■ **INSTRUCTION**
Emit the data below verbatim, stripping out any pictures.

====

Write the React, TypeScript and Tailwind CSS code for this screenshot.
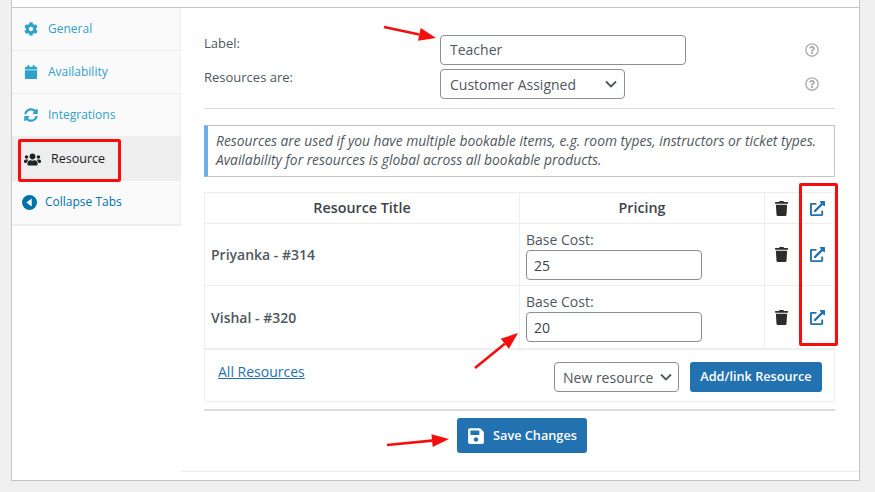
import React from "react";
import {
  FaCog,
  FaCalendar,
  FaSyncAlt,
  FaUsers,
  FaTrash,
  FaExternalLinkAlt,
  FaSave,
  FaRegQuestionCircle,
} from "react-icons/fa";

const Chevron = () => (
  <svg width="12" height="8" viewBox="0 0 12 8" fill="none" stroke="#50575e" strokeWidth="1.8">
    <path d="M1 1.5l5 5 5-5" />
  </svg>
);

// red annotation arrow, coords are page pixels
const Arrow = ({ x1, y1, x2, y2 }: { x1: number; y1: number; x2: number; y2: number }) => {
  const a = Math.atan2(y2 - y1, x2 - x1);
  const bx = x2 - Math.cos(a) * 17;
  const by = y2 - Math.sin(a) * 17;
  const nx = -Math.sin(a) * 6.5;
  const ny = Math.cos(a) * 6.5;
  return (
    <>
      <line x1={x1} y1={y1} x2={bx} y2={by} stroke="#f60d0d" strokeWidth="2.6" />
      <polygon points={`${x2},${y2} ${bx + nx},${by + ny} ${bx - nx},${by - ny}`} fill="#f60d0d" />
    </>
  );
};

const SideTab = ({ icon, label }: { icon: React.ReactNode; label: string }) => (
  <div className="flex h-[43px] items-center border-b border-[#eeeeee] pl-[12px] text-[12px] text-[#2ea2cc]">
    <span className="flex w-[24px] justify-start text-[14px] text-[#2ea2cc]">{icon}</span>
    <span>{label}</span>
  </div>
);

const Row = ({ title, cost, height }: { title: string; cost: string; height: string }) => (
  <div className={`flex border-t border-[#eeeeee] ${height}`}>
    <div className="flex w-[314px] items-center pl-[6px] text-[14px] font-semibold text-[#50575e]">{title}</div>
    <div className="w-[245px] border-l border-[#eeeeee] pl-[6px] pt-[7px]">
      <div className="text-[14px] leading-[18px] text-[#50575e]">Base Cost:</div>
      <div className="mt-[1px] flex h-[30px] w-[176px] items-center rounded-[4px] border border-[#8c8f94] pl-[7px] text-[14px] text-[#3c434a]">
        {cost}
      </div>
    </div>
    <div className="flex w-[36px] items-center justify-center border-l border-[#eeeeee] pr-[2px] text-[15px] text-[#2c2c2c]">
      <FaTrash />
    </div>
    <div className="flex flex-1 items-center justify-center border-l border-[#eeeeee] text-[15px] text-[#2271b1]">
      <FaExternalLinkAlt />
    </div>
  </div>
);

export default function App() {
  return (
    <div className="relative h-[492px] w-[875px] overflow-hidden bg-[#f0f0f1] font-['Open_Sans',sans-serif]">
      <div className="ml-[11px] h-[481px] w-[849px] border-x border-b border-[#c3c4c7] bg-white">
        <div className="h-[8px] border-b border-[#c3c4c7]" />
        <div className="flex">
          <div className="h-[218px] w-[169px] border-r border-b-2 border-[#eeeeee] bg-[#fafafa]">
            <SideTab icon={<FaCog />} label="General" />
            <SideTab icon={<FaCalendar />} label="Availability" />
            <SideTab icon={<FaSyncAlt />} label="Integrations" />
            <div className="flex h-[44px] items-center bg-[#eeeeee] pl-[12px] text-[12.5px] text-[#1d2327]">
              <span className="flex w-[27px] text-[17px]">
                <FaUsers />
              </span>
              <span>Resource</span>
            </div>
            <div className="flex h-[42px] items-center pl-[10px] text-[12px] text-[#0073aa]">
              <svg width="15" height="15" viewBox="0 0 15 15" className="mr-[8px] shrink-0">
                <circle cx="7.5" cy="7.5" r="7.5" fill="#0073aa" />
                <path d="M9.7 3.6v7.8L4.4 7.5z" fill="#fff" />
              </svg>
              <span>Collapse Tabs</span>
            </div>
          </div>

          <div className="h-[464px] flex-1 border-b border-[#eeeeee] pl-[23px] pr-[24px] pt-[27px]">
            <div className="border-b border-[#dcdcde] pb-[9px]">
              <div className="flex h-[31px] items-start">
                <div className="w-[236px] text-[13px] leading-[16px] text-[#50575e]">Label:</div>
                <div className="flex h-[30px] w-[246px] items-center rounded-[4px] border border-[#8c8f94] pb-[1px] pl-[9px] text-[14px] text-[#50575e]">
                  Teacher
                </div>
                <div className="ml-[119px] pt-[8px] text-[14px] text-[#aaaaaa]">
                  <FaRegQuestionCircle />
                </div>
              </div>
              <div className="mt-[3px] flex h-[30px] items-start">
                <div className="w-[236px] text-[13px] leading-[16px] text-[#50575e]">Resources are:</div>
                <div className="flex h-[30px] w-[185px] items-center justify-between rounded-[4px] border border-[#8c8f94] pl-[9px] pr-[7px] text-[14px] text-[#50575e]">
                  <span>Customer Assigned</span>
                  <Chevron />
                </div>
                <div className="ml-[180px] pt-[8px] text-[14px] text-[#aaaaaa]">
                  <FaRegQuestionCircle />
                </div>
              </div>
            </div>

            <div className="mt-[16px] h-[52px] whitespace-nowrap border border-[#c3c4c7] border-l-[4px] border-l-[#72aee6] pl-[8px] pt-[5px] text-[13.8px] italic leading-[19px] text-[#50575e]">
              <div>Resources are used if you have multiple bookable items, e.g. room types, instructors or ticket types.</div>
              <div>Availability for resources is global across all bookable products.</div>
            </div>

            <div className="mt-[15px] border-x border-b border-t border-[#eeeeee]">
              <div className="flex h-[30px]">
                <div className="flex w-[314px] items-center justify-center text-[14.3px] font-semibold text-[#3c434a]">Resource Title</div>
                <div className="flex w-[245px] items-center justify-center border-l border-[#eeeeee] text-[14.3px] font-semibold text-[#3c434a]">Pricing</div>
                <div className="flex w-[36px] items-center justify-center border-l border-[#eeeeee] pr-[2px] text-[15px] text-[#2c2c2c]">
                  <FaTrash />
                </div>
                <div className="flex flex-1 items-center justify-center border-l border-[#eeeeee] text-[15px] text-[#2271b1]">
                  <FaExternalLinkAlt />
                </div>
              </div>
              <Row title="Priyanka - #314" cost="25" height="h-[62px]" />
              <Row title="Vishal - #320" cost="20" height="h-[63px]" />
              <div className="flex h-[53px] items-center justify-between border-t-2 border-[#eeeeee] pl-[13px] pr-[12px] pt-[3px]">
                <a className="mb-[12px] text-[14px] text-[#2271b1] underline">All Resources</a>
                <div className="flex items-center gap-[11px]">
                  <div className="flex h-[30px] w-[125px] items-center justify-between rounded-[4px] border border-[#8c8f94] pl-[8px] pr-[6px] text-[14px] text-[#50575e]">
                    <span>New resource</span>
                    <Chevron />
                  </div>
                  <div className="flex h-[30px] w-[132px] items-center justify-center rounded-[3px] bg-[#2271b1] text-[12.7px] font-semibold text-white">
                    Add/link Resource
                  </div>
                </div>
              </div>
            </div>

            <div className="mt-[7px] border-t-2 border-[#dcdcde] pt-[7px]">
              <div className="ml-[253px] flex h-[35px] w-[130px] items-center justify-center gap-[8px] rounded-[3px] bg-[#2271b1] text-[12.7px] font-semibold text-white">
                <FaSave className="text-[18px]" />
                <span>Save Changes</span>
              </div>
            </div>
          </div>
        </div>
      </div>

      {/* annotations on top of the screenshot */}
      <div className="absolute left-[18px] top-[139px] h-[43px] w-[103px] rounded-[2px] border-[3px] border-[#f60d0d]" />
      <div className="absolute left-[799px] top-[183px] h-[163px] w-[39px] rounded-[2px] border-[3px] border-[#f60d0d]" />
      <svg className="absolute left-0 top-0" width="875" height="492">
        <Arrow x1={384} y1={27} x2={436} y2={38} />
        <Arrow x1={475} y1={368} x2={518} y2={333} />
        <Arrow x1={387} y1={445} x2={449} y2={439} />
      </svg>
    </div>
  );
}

====

■ **ANSWER TO THE EXERCISE**
Write the React, TypeScript and Tailwind CSS code for this screenshot.
import React from "react";
import {
  FaCog,
  FaCalendar,
  FaSyncAlt,
  FaUsers,
  FaTrash,
  FaExternalLinkAlt,
  FaSave,
  FaRegQuestionCircle,
} from "react-icons/fa";

const Chevron = () => (
  <svg width="12" height="8" viewBox="0 0 12 8" fill="none" stroke="#50575e" strokeWidth="1.8">
    <path d="M1 1.5l5 5 5-5" />
  </svg>
);

// red annotation arrow, coords are page pixels
const Arrow = ({ x1, y1, x2, y2 }: { x1: number; y1: number; x2: number; y2: number }) => {
  const a = Math.atan2(y2 - y1, x2 - x1);
  const bx = x2 - Math.cos(a) * 17;
  const by = y2 - Math.sin(a) * 17;
  const nx = -Math.sin(a) * 6.5;
  const ny = Math.cos(a) * 6.5;
  return (
    <>
      <line x1={x1} y1={y1} x2={bx} y2={by} stroke="#f60d0d" strokeWidth="2.6" />
      <polygon points={`${x2},${y2} ${bx + nx},${by + ny} ${bx - nx},${by - ny}`} fill="#f60d0d" />
    </>
  );
};

const SideTab = ({ icon, label }: { icon: React.ReactNode; label: string }) => (
  <div className="flex h-[43px] items-center border-b border-[#eeeeee] pl-[12px] text-[12px] text-[#2ea2cc]">
    <span className="flex w-[24px] justify-start text-[14px] text-[#2ea2cc]">{icon}</span>
    <span>{label}</span>
  </div>
);

const Row = ({ title, cost, height }: { title: string; cost: string; height: string }) => (
  <div className={`flex border-t border-[#eeeeee] ${height}`}>
    <div className="flex w-[314px] items-center pl-[6px] text-[14px] font-semibold text-[#50575e]">{title}</div>
    <div className="w-[245px] border-l border-[#eeeeee] pl-[6px] pt-[7px]">
      <div className="text-[14px] leading-[18px] text-[#50575e]">Base Cost:</div>
      <div className="mt-[1px] flex h-[30px] w-[176px] items-center rounded-[4px] border border-[#8c8f94] pl-[7px] text-[14px] text-[#3c434a]">
        {cost}
      </div>
    </div>
    <div className="flex w-[36px] items-center justify-center border-l border-[#eeeeee] pr-[2px] text-[15px] text-[#2c2c2c]">
      <FaTrash />
    </div>
    <div className="flex flex-1 items-center justify-center border-l border-[#eeeeee] text-[15px] text-[#2271b1]">
      <FaExternalLinkAlt />
    </div>
  </div>
);

export default function App() {
  return (
    <div className="relative h-[492px] w-[875px] overflow-hidden bg-[#f0f0f1] font-['Open_Sans',sans-serif]">
      <div className="ml-[11px] h-[481px] w-[849px] border-x border-b border-[#c3c4c7] bg-white">
        <div className="h-[8px] border-b border-[#c3c4c7]" />
        <div className="flex">
          <div className="h-[218px] w-[169px] border-r border-b-2 border-[#eeeeee] bg-[#fafafa]">
            <SideTab icon={<FaCog />} label="General" />
            <SideTab icon={<FaCalendar />} label="Availability" />
            <SideTab icon={<FaSyncAlt />} label="Integrations" />
            <div className="flex h-[44px] items-center bg-[#eeeeee] pl-[12px] text-[12.5px] text-[#1d2327]">
              <span className="flex w-[27px] text-[17px]">
                <FaUsers />
              </span>
              <span>Resource</span>
            </div>
            <div className="flex h-[42px] items-center pl-[10px] text-[12px] text-[#0073aa]">
              <svg width="15" height="15" viewBox="0 0 15 15" className="mr-[8px] shrink-0">
                <circle cx="7.5" cy="7.5" r="7.5" fill="#0073aa" />
                <path d="M9.7 3.6v7.8L4.4 7.5z" fill="#fff" />
              </svg>
              <span>Collapse Tabs</span>
            </div>
          </div>

          <div className="h-[464px] flex-1 border-b border-[#eeeeee] pl-[23px] pr-[24px] pt-[27px]">
            <div className="border-b border-[#dcdcde] pb-[9px]">
              <div className="flex h-[31px] items-start">
                <div className="w-[236px] text-[13px] leading-[16px] text-[#50575e]">Label:</div>
                <div className="flex h-[30px] w-[246px] items-center rounded-[4px] border border-[#8c8f94] pb-[1px] pl-[9px] text-[14px] text-[#50575e]">
                  Teacher
                </div>
                <div className="ml-[119px] pt-[8px] text-[14px] text-[#aaaaaa]">
                  <FaRegQuestionCircle />
                </div>
              </div>
              <div className="mt-[3px] flex h-[30px] items-start">
                <div className="w-[236px] text-[13px] leading-[16px] text-[#50575e]">Resources are:</div>
                <div className="flex h-[30px] w-[185px] items-center justify-between rounded-[4px] border border-[#8c8f94] pl-[9px] pr-[7px] text-[14px] text-[#50575e]">
                  <span>Customer Assigned</span>
                  <Chevron />
                </div>
                <div className="ml-[180px] pt-[8px] text-[14px] text-[#aaaaaa]">
                  <FaRegQuestionCircle />
                </div>
              </div>
            </div>

            <div className="mt-[16px] h-[52px] whitespace-nowrap border border-[#c3c4c7] border-l-[4px] border-l-[#72aee6] pl-[8px] pt-[5px] text-[13.8px] italic leading-[19px] text-[#50575e]">
              <div>Resources are used if you have multiple bookable items, e.g. room types, instructors or ticket types.</div>
              <div>Availability for resources is global across all bookable products.</div>
            </div>

            <div className="mt-[15px] border-x border-b border-t border-[#eeeeee]">
              <div className="flex h-[30px]">
                <div className="flex w-[314px] items-center justify-center text-[14.3px] font-semibold text-[#3c434a]">Resource Title</div>
                <div className="flex w-[245px] items-center justify-center border-l border-[#eeeeee] text-[14.3px] font-semibold text-[#3c434a]">Pricing</div>
                <div className="flex w-[36px] items-center justify-center border-l border-[#eeeeee] pr-[2px] text-[15px] text-[#2c2c2c]">
                  <FaTrash />
                </div>
                <div className="flex flex-1 items-center justify-center border-l border-[#eeeeee] text-[15px] text-[#2271b1]">
                  <FaExternalLinkAlt />
                </div>
              </div>
              <Row title="Priyanka - #314" cost="25" height="h-[62px]" />
              <Row title="Vishal - #320" cost="20" height="h-[63px]" />
              <div className="flex h-[53px] items-center justify-between border-t-2 border-[#eeeeee] pl-[13px] pr-[12px] pt-[3px]">
                <a className="mb-[12px] text-[14px] text-[#2271b1] underline">All Resources</a>
                <div className="flex items-center gap-[11px]">
                  <div className="flex h-[30px] w-[125px] items-center justify-between rounded-[4px] border border-[#8c8f94] pl-[8px] pr-[6px] text-[14px] text-[#50575e]">
                    <span>New resource</span>
                    <Chevron />
                  </div>
                  <div className="flex h-[30px] w-[132px] items-center justify-center rounded-[3px] bg-[#2271b1] text-[12.7px] font-semibold text-white">
                    Add/link Resource
                  </div>
                </div>
              </div>
            </div>

            <div className="mt-[7px] border-t-2 border-[#dcdcde] pt-[7px]">
              <div className="ml-[253px] flex h-[35px] w-[130px] items-center justify-center gap-[8px] rounded-[3px] bg-[#2271b1] text-[12.7px] font-semibold text-white">
                <FaSave className="text-[18px]" />
                <span>Save Changes</span>
              </div>
            </div>
          </div>
        </div>
      </div>

      {/* annotations on top of the screenshot */}
      <div className="absolute left-[18px] top-[139px] h-[43px] w-[103px] rounded-[2px] border-[3px] border-[#f60d0d]" />
      <div className="absolute left-[799px] top-[183px] h-[163px] w-[39px] rounded-[2px] border-[3px] border-[#f60d0d]" />
      <svg className="absolute left-0 top-0" width="875" height="492">
        <Arrow x1={384} y1={27} x2={436} y2={38} />
        <Arrow x1={475} y1={368} x2={518} y2={333} />
        <Arrow x1={387} y1={445} x2={449} y2={439} />
      </svg>
    </div>
  );
}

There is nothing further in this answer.